§ **Task to complete**
Wherever the word "with" appears in the entries, copy the whole line.

** Begin **

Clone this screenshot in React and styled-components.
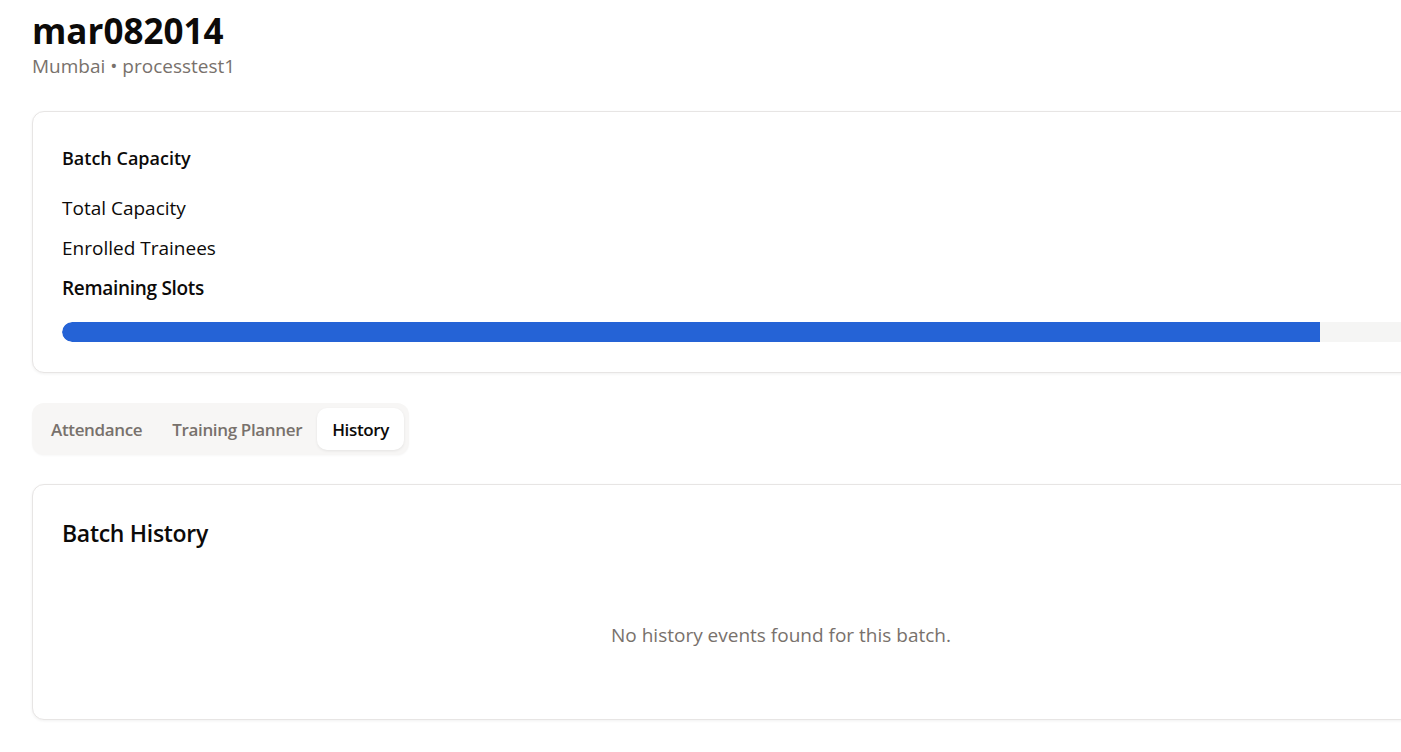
import styled, { createGlobalStyle } from "styled-components";

const GlobalStyle = createGlobalStyle`
  html, body {
    margin: 0;
    padding: 0;
    background: #ffffff;
    overflow: hidden;
  }
  body {
    font-family: "Open Sans", "Noto Sans", sans-serif;
    color: #0c0a09;
  }
`;

const Page = styled.div`
  width: 1498px;
  padding: 9px 0 32px 32px;
  display: flex;
  flex-direction: column;
`;

const Header = styled.header`
  display: flex;
  flex-direction: column;
  margin-bottom: 32px;
`;

const Title = styled.h1`
  margin: 0;
  font-size: 35px;
  font-weight: 700;
  line-height: 44px;
  color: #0c0a09;
`;

const Subtitle = styled.p`
  margin: 0;
  font-size: 19px;
  line-height: 26px;
  color: #78716c;
`;

const Card = styled.section`
  background: #fff;
  border: 1px solid #e7e5e4;
  border-radius: 12px;
  box-shadow: 0 1px 3px rgba(0, 0, 0, 0.06);
  padding: ${(p) => p.$padding || "30px"};
  display: flex;
  flex-direction: column;
`;

const CardTitle = styled.h2`
  margin: 0;
  font-weight: 600;
  font-size: ${(p) => (p.$large ? "23px" : "18px")};
  line-height: ${(p) => (p.$large ? "32px" : "26px")};
  letter-spacing: ${(p) => (p.$large ? "-0.3px" : "0")};
  color: #0c0a09;
`;

const StatList = styled.div`
  display: flex;
  flex-direction: column;
  gap: 14px;
  margin-top: 24px;
`;

const StatRow = styled.div`
  font-size: 19px;
  line-height: 26px;
  font-weight: ${(p) => (p.$strong ? 600 : 400)};
  letter-spacing: ${(p) => (p.$strong ? "-0.3px" : "0")};
  color: #0c0a09;
`;

const Track = styled.div`
  margin-top: 21px;
  height: 20px;
  border-radius: 10px;
  background: #f5f5f4;
  overflow: hidden;
`;

const Fill = styled.div`
  height: 100%;
  background: #2563d6;
  border-radius: 10px 0 0 10px;
`;

const TabList = styled.nav`
  align-self: flex-start;
  display: flex;
  margin: 30px 0 29px;
  padding: 5px 5px 5px 4px;
  background: #f7f6f5;
  border-radius: 12px;
  box-shadow: 0 1px 2px rgba(0, 0, 0, 0.03);
`;

const Tab = styled.button`
  border: none;
  font-family: inherit;
  font-size: 17px;
  font-weight: 600;
  letter-spacing: -0.35px;
  padding: 8px 15px;
  height: 42px;
  border-radius: 10px;
  cursor: pointer;
  background: ${(p) => (p.$active ? "#ffffff" : "transparent")};
  color: ${(p) => (p.$active ? "#0c0a09" : "#78716c")};
  box-shadow: ${(p) => (p.$active ? "0 1px 3px rgba(0,0,0,0.08)" : "none")};
`;

const Empty = styled.p`
  margin: 73px 0 0;
  text-align: center;
  font-size: 19px;
  line-height: 26px;
  color: #78716c;
`;

const tabs = ["Attendance", "Training Planner", "History"];

function App() {
  const capacity = 40;
  const enrolled = 35;
  const pct = (enrolled / capacity) * 100;

  return (
    <>
      <GlobalStyle />
      <Page>
        <Header>
          <Title>mar082014</Title>
          <Subtitle>Mumbai • processtest1</Subtitle>
        </Header>

        <Card $padding="33px 29px 30px">
          <CardTitle>Batch Capacity</CardTitle>
          <StatList>
            <StatRow>Total Capacity</StatRow>
            <StatRow>Enrolled Trainees</StatRow>
            <StatRow $strong>Remaining Slots</StatRow>
          </StatList>
          <Track>
            <Fill style={{ width: `${pct}%` }} />
          </Track>
        </Card>

        <TabList>
          {tabs.map((t) => (
            <Tab key={t} $active={t === "History"}>
              {t}
            </Tab>
          ))}
        </TabList>

        <Card $padding="32px 29px 71px">
          <CardTitle $large>Batch History</CardTitle>
          <Empty>No history events found for this batch.</Empty>
        </Card>
      </Page>
    </>
  );
}

export default App;
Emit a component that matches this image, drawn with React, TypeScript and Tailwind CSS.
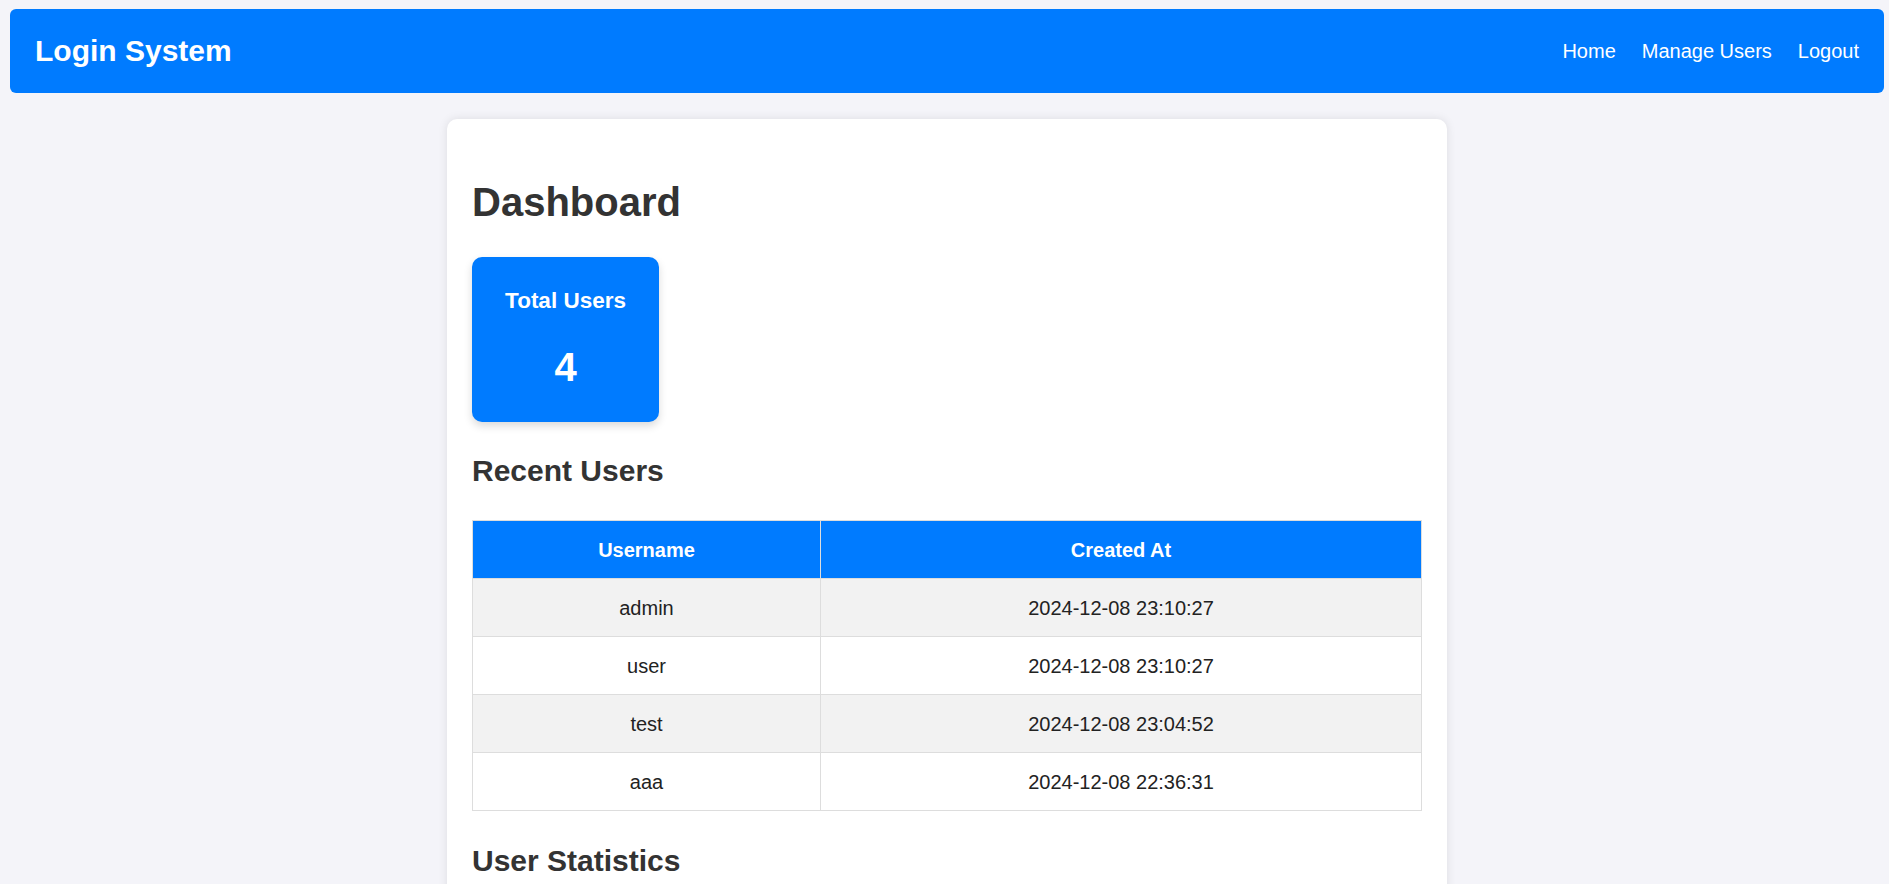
import React from "react";

const users = [
  { name: "admin", created: "2024-12-08 23:10:27" },
  { name: "user", created: "2024-12-08 23:10:27" },
  { name: "test", created: "2024-12-08 23:04:52" },
  { name: "aaa", created: "2024-12-08 22:36:31" },
];

export default function App() {
  return (
    <div
      className="min-h-screen bg-[#f4f4f9] text-[#333] pt-[9px]"
      style={{ fontFamily: '"Liberation Sans", Arial, sans-serif' }}
    >
      <header className="ml-[10px] mr-[5px] h-[84px] rounded-[6px] bg-[#007bff] px-[25px] flex items-center justify-between text-white">
        <div className="text-[30px] font-bold leading-[34px]">Login System</div>
        <nav className="flex items-center gap-[26px] text-[20px] leading-[23px]">
          <a className="text-white">Home</a>
          <a className="text-white">Manage Users</a>
          <a className="text-white">Logout</a>
        </nav>
      </header>

      <div className="flex justify-center pl-[5px] mt-[26px]">
        <main className="w-[1000px] rounded-[10px] bg-white shadow-[0_0_10px_rgba(0,0,0,0.1)] px-[25px] pt-[60px] pb-[40px]">
          <h1 className="text-[40px] font-bold leading-[46px] text-[#333]">Dashboard</h1>

          <div className="mt-[32px] w-[187px] h-[165px] rounded-[10px] bg-[#007bff] text-white text-center pt-[31px] shadow-[0_4px_8px_rgba(0,0,0,0.15)]">
            <div className="text-[22.5px] font-bold leading-[26px]">Total Users</div>
            <div className="mt-[30px] text-[40px] font-bold leading-[46px]">4</div>
          </div>

          <h2 className="mt-[32px] text-[30px] font-bold leading-[34px] text-[#333]">Recent Users</h2>

          <table className="mt-[32px] w-full border-collapse text-[20px] text-center">
            <thead>
              <tr className="bg-[#007bff] text-white">
                <th className="w-[348px] h-[58px] p-0 border border-[#ddd] font-bold align-middle">Username</th>
                <th className="h-[58px] p-0 border border-[#ddd] font-bold align-middle">Created At</th>
              </tr>
            </thead>
            <tbody>
              {users.map((u, i) => (
                <tr key={u.name} className={i % 2 === 0 ? "bg-[#f2f2f2]" : "bg-white"}>
                  <td className="h-[58px] p-0 border border-[#ddd] align-middle text-[#222]">{u.name}</td>
                  <td className="h-[58px] p-0 border border-[#ddd] align-middle text-[#222]">{u.created}</td>
                </tr>
              ))}
            </tbody>
          </table>

          <h2 className="mt-[33px] text-[30px] font-bold leading-[34px] text-[#333]">User Statistics</h2>
          <div className="h-[200px]" />
        </main>
      </div>
    </div>
  );
}
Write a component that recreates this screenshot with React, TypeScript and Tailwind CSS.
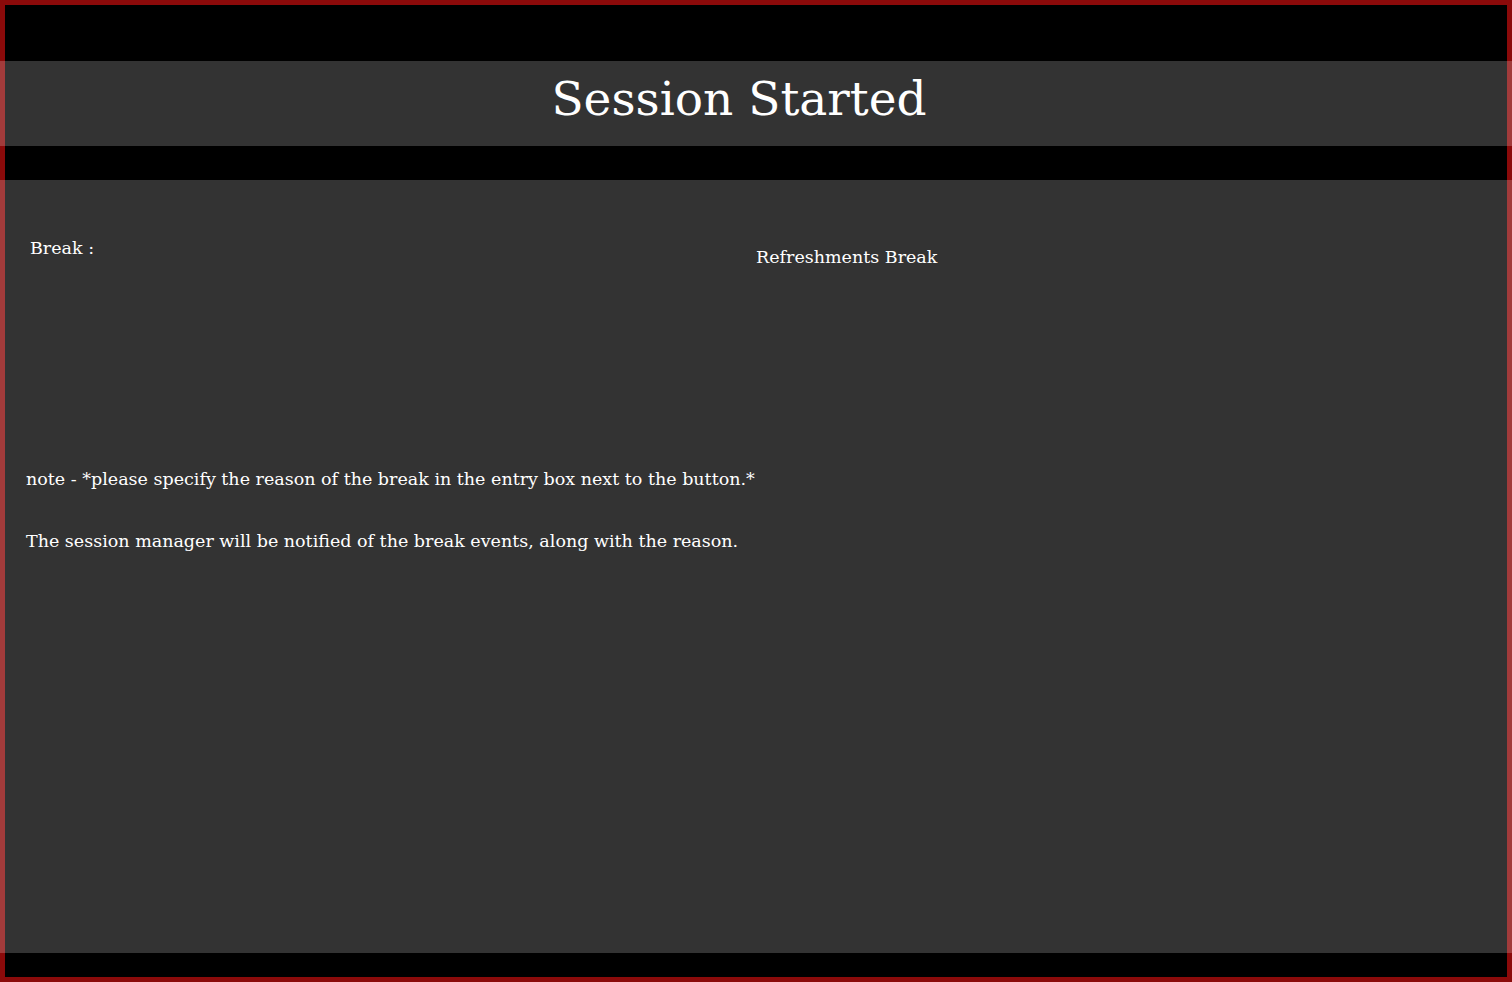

** End **

§ **Answer to this problem**
Emit a component that matches this image, drawn with React, TypeScript and Tailwind CSS.
Write a component that recreates this screenshot with React, TypeScript and Tailwind CSS.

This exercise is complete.